Producers located in the Middle East, including Iraq, Iran and Kuwait, usually trail Saudi Arabias movements when its comes to crude export prices.

Oil prices are expected to stay at about $65 a barrel during the next six or seven months, according to Nizar Al-Adsani, CEO of Kuwaits national oil company. Kuwait is the third-largest producer among the group which supplies around 40% of the worlds crude.

Last Thursday Iraq announced it had reached a deal with Kurdish authorities to increase exports through Turkey. Safeen Dizayee, a spokesman for the Kurdish Regional Government, said that OPEC’s second-biggest producer will start shipments, up to a maximum of 550 000 barrels a day, from northern Iraq to the Mediterranean port of Ceyhan, utilizing a pipeline owned by the Kurds.

“If you want to move product, you discount it,” David Lennox, a resource analyst at Fat Prophets in Sydney, said by phone today for Bloomberg. “That is going to continue. Until there are cuts to production, there could be more pain to come.”

It is still unknown how these OPEC actions will affect the US shale boom, with the industry operating at its highest rate in more than 30 years. Recent US forecasts projected that the three biggest US shale plays will continue to increase its production with a minimum of 100 000 barrels per day into January. Although, a lot of US oil companies are planning to significantly reduce spending for the next year.

Crude Reserves

The Energy Information Administration reported on Wednesday that US crude oil inventories fell by 3.689 million barrels in the seven days through November 28th to 379.3 million, surpassing analysts’ expectations for a 1.75-million-barrel drop. Stockpiles at the Cushing, Oklahoma storage hub slid to 23.9 million barrels from 24.6 million a week earlier.

Refinery utilization picked up to 93.4% from 91.5% during the week through November 21st. Gasoline production decreased, while distillate fuel output increased, averaging 9.6 million and 5.0 million barrels per day, respectively.

However, this is as far as good news goes.

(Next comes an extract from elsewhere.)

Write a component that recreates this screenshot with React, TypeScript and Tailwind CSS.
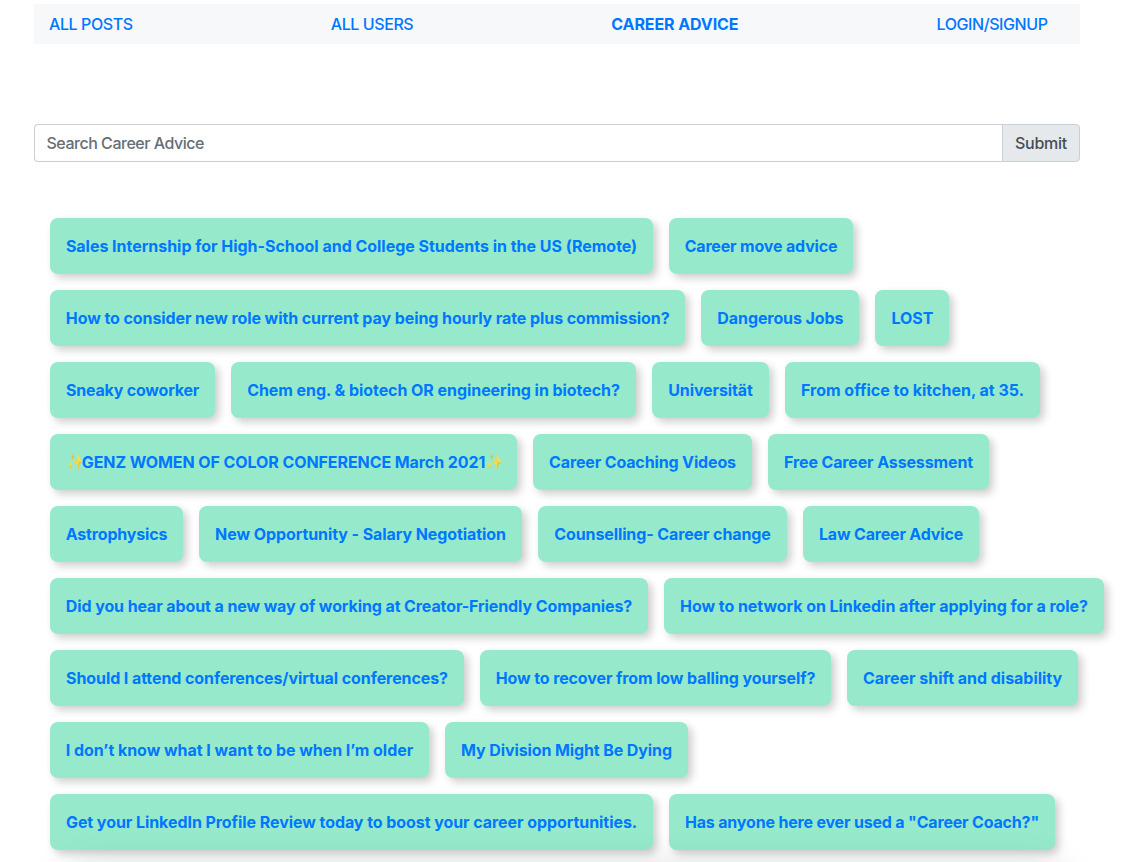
import { useState } from 'react';

type Post = { title: string; box: string; sparkles?: boolean };

const rows: Post[][] = [
  [
    { title: 'Sales Internship for High-School and College Students in the US (Remote)', box: 'w-[603px] tracking-[-0.025px]' },
    { title: 'Career move advice', box: 'w-[184px] tracking-[-0.17px]' },
  ],
  [
    { title: 'How to consider new role with current pay being hourly rate plus commission?', box: 'w-[635.4px] tracking-[-0.085px]' },
    { title: 'Dangerous Jobs', box: 'w-[158px] tracking-[-0.09px]' },
    { title: 'LOST', box: 'w-[74px] tracking-[-0.03px]' },
  ],
  [
    { title: 'Sneaky coworker', box: 'w-[165px] tracking-[-0.2px]' },
    { title: 'Chem eng. & biotech OR engineering in biotech?', box: 'w-[405px] tracking-[-0.06px]' },
    { title: 'Universität', box: 'w-[117px] tracking-[-0.1px]' },
    { title: 'From office to kitchen, at 35.', box: 'w-[255px] tracking-[0px]' },
  ],
  [
    { title: 'GENZ WOMEN OF COLOR CONFERENCE March 2021', box: 'w-[467px] tracking-[-0.085px]', sparkles: true },
    { title: 'Career Coaching Videos', box: 'w-[219px] tracking-[-0.14px]' },
    { title: 'Free Career Assessment', box: 'w-[221px] tracking-[-0.13px]' },
  ],
  [
    { title: 'Astrophysics', box: 'w-[133px] tracking-[-0.17px]' },
    { title: 'New Opportunity - Salary Negotiation', box: 'w-[323px] tracking-[-0.08px]' },
    { title: 'Counselling- Career change', box: 'w-[249px] tracking-[-0.11px]' },
    { title: 'Law Career Advice', box: 'w-[176px] tracking-[-0.18px]' },
  ],
  [
    { title: 'Did you hear about a new way of working at Creator-Friendly Companies?', box: 'w-[598px] tracking-[-0.105px]' },
    { title: 'How to network on Linkedin after applying for a role?', box: 'w-[440px] tracking-[-0.055px]' },
  ],
  [
    { title: 'Should I attend conferences/virtual conferences?', box: 'w-[414px] tracking-[-0.085px]' },
    { title: 'How to recover from low balling yourself?', box: 'w-[351px] tracking-[-0.11px]' },
    { title: 'Career shift and disability', box: 'w-[231px] tracking-[-0.03px]' },
  ],
  [
    { title: 'I don’t know what I want to be when I’m older', box: 'w-[379px] tracking-[-0.04px]' },
    { title: 'My Division Might Be Dying', box: 'w-[243px] tracking-[-0.11px]' },
  ],
  [
    { title: 'Get your LinkedIn Profile Review today to boost your career opportunities.', box: 'w-[603px] tracking-[-0.065px]' },
    { title: 'Has anyone here ever used a "Career Coach?"', box: 'w-[386px] tracking-[-0.18px]' },
  ],
];

function Sparkles() {
  return <span className="inline-block w-[15.7px] text-[15px] tracking-normal opacity-80">✨</span>;
}

function Chip({ post }: { post: Post }) {
  return (
    <a
      href="#"
      className={`flex h-14 shrink-0 items-center justify-center whitespace-nowrap rounded-lg bg-[#96eacb] font-bold text-[#0077ff] shadow-[4px_4px_8px_rgba(0,0,0,0.2)] ${post.box}`}
    >
      {post.sparkles && <Sparkles />}
      <span className="relative">{post.title}</span>
      {post.sparkles && <Sparkles />}
    </a>
  );
}

export default function App() {
  const [query, setQuery] = useState('');
  return (
    <div className="relative h-[862px] w-full overflow-hidden bg-white pl-[34px] pt-1 font-['Inter','Liberation_Sans',sans-serif] text-base">
      <nav className="flex h-10 w-[1046px] items-center justify-between bg-[#f7f8fa] pl-[15px] pr-[32.5px] font-[450] text-[#0077ff]">
        <a href="#" className="tracking-[-0.4px]">ALL POSTS</a>
        <a href="#" className="tracking-[-0.42px]">ALL USERS</a>
        <a href="#" className="font-bold tracking-[-0.1px]">CAREER ADVICE</a>
        <a href="#" className="tracking-[-0.42px]">LOGIN/SIGNUP</a>
      </nav>
      <form className="mt-20 flex h-[38px] w-[1046px] font-[450]" onSubmit={(e) => e.preventDefault()}>
        <input
          value={query}
          onChange={(e) => setQuery(e.target.value)}
          placeholder="Search Career Advice"
          className="min-w-0 flex-1 rounded-l border border-r-0 border-[#c8cfd6] px-[11.5px] tracking-[-0.48px] placeholder:text-[#656e77]"
        />
        <button className="w-[78px] rounded-r border border-[#c8cfd6] bg-[#e5e9ec] tracking-[-0.25px] text-[#464d54]">
          Submit
        </button>
      </form>
      <div className="mt-14 flex flex-col gap-4 pl-4">
        {rows.map((row, i) => (
          <div key={i} className="flex gap-4">
            {row.map((post) => (
              <Chip key={post.title} post={post} />
            ))}
          </div>
        ))}
      </div>
      <div className="pointer-events-none absolute left-[70px] top-[870px] h-10 w-[990px] shadow-[0_0_40px_rgba(0,0,0,0.16)]" />
    </div>
  );
}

US crude production jumped to 9.083 million barrels per day from 9.077 million, reaching the highest level on recorded weekly data dating back to January 1983. Imports slid to 7.303 million bpd, 170 000 bpd lower from a week earlier, while the four-week average of inbound shipments was 7.323 million bpd, 6.2% below year-ago levels.

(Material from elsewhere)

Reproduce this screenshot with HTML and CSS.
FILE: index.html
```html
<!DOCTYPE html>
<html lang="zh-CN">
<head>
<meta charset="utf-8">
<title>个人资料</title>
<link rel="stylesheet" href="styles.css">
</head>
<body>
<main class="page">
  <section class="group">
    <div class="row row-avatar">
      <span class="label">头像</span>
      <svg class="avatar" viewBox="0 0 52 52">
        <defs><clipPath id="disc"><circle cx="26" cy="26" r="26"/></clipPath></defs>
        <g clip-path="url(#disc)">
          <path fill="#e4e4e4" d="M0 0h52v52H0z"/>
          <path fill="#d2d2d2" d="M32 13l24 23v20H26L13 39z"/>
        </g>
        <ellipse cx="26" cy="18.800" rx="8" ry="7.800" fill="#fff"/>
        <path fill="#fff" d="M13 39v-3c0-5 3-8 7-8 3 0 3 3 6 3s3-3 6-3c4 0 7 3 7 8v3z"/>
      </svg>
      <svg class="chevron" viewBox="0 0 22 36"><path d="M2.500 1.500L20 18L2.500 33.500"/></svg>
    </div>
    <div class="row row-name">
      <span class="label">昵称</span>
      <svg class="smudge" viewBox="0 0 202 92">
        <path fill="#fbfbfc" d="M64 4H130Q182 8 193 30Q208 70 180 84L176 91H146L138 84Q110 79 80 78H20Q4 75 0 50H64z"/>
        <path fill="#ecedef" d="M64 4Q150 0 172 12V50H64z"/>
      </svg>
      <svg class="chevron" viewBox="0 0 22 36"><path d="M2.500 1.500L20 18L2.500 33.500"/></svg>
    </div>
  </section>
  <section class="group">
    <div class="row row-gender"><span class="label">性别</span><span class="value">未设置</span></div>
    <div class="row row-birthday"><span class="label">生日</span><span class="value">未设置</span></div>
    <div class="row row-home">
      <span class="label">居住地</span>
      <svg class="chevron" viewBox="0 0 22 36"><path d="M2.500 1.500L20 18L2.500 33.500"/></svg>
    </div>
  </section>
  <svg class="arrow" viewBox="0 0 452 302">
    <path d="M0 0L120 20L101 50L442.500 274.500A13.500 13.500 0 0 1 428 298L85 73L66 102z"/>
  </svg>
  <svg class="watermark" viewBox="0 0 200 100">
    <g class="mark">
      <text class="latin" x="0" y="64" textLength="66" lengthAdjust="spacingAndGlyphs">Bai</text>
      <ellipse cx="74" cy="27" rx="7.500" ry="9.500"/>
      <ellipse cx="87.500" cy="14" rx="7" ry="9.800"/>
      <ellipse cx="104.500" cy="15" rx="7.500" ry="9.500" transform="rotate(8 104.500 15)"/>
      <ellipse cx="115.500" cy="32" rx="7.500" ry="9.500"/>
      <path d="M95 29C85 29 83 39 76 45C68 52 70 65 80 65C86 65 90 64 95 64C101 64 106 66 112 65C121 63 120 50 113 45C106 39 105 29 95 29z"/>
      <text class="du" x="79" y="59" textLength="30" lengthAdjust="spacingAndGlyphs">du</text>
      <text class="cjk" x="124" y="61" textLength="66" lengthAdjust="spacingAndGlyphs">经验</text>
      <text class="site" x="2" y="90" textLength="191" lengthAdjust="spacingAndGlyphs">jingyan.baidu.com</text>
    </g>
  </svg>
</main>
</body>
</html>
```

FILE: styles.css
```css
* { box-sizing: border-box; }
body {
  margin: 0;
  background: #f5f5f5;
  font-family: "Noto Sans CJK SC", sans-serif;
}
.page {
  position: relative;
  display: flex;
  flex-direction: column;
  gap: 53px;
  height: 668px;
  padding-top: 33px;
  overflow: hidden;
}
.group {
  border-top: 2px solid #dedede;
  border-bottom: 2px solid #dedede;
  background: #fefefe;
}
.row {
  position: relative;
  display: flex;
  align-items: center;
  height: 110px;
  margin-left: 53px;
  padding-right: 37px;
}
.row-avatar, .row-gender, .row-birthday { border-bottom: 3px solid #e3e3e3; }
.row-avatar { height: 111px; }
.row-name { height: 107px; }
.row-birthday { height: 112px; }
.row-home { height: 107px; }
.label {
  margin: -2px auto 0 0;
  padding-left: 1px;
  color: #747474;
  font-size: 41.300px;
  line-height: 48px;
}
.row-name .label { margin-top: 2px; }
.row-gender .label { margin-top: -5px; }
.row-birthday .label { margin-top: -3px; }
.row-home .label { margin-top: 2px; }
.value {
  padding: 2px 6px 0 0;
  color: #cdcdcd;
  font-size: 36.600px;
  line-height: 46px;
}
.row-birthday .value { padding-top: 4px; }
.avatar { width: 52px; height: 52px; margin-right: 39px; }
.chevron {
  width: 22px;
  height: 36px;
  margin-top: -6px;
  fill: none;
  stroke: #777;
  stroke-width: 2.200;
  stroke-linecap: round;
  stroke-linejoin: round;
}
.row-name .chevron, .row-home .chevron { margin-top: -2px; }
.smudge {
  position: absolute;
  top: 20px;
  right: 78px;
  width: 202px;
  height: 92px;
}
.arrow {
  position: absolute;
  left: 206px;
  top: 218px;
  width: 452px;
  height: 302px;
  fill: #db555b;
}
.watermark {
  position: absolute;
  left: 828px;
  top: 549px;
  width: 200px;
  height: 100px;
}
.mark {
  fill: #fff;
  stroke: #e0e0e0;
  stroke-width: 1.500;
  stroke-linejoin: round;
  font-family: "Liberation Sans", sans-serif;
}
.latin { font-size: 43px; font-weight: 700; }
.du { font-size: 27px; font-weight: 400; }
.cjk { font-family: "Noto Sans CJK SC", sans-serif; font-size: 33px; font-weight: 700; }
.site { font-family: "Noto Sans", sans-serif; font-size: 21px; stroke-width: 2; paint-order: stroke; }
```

Total motor gasoline inventories jumped by 2.143 million barrels to 208.6 million, exceeding analysts’ expectations for a 1.040-million jump. Distillate fuel stockpiles, which include diesel and heating oil, surged by 3.028 million barrels to 116.2 million, defying projections for a 180 000-barrel decline.

Pivot Points

According to Binary Tribune’s daily analysis, West Texas Intermediate January futures’ central pivot point is at $63.79. In case the contract breaches the first resistance level at $64.81, it may rise to $66.56. Should the second key resistance be broken, the US benchmark may attempt to advance $67.58.

If the contract manages to breach the first key support $62.04, it might come to test $61.02. With this second key support broken, movement to the downside could continue to $59.27.

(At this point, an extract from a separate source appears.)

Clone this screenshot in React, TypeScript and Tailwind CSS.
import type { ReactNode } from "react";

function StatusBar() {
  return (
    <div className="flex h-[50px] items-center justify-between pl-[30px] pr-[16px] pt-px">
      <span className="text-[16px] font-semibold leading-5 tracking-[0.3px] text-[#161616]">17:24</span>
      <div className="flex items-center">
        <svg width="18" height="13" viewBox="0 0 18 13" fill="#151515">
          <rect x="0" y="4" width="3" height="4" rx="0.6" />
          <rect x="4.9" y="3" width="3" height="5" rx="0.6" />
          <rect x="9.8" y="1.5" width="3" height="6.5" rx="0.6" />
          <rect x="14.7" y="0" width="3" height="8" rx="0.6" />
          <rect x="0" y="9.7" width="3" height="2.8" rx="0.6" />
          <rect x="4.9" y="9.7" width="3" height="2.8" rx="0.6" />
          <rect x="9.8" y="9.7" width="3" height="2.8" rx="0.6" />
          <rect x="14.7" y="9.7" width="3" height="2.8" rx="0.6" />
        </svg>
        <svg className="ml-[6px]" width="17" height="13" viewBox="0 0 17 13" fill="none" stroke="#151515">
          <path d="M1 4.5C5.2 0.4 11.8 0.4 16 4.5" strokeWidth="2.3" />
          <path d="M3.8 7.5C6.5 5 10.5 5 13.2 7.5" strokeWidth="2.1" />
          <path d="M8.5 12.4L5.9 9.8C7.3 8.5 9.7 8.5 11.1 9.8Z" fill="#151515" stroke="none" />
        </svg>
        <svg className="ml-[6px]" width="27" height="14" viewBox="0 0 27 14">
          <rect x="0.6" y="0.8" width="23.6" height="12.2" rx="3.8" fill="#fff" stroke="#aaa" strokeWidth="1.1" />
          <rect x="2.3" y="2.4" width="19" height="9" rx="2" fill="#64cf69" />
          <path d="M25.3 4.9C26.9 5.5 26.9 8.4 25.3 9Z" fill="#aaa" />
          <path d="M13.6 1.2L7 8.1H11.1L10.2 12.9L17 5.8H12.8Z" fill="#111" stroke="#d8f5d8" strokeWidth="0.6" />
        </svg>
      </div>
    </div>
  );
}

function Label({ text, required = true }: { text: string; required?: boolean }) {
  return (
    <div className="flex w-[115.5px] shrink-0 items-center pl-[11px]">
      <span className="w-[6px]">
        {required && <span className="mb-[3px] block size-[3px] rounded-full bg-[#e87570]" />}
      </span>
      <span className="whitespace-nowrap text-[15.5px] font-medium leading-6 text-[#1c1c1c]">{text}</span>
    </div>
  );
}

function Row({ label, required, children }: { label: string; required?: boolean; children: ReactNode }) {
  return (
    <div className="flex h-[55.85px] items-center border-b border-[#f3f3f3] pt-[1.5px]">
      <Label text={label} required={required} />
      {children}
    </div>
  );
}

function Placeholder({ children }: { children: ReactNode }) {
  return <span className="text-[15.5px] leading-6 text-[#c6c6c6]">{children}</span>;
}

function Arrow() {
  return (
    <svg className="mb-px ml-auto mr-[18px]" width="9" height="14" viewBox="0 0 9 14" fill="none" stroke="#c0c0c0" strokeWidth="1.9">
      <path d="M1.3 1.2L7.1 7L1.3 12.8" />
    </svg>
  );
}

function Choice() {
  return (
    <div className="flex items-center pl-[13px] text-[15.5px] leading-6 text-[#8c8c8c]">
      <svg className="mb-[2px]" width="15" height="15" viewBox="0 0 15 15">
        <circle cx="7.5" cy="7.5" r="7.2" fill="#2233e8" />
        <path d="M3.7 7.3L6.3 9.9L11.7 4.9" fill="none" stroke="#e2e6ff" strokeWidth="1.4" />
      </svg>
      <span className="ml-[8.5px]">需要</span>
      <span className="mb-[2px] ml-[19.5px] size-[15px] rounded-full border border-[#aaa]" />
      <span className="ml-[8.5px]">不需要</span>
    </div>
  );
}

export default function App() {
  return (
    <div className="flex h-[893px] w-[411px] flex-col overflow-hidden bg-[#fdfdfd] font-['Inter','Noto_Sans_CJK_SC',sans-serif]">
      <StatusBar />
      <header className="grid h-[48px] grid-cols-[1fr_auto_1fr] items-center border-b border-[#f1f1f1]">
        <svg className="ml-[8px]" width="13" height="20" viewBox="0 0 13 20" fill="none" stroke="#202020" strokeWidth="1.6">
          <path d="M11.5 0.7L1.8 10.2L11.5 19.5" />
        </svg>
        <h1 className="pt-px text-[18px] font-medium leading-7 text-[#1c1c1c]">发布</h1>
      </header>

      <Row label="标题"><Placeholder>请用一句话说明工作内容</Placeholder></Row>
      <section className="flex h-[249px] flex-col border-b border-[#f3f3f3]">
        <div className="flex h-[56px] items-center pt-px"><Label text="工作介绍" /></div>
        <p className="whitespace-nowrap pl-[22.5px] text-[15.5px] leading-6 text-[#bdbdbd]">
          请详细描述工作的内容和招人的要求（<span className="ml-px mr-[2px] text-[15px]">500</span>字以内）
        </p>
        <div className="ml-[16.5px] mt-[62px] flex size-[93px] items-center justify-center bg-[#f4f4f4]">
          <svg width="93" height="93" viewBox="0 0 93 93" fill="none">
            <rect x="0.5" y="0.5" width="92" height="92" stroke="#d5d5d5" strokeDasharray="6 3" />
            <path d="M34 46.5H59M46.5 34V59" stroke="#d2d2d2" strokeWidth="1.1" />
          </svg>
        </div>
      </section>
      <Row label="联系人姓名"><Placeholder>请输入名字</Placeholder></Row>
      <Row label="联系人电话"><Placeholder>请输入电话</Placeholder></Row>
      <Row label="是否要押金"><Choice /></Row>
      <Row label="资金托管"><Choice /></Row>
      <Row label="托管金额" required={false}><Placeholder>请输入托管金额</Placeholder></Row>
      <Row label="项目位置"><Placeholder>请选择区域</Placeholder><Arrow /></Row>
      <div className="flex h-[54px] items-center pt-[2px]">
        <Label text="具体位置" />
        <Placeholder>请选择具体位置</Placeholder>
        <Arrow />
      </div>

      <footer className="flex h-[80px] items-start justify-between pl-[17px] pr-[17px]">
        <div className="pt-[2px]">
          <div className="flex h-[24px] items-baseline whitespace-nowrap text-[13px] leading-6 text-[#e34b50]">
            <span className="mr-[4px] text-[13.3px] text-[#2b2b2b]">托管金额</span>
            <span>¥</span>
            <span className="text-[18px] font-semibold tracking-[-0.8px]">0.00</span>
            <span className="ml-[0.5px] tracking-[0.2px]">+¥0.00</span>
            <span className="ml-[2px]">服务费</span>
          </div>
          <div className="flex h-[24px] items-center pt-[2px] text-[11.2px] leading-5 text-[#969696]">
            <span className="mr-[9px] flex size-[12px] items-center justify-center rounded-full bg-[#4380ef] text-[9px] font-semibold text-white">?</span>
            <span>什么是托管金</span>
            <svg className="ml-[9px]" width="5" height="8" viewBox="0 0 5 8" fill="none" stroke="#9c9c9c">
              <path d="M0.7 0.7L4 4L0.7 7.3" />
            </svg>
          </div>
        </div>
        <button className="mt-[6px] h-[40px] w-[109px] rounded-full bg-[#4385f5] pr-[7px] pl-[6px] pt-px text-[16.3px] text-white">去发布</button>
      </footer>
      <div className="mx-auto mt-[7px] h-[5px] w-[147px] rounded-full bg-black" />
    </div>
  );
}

Meanwhile, January Brent’s central pivot point is projected at $66.97. The contract will see its first resistance level at $68.01. If breached, it may rise and test $69.83. In case the second key resistance is broken, the European crude benchmark may attempt to advance $70.87.

If Brent manages to penetrate the first key support at $65.15, it could continue down to test $64.11. With the second support broken, downside movement may extend to $62.29 per barrel.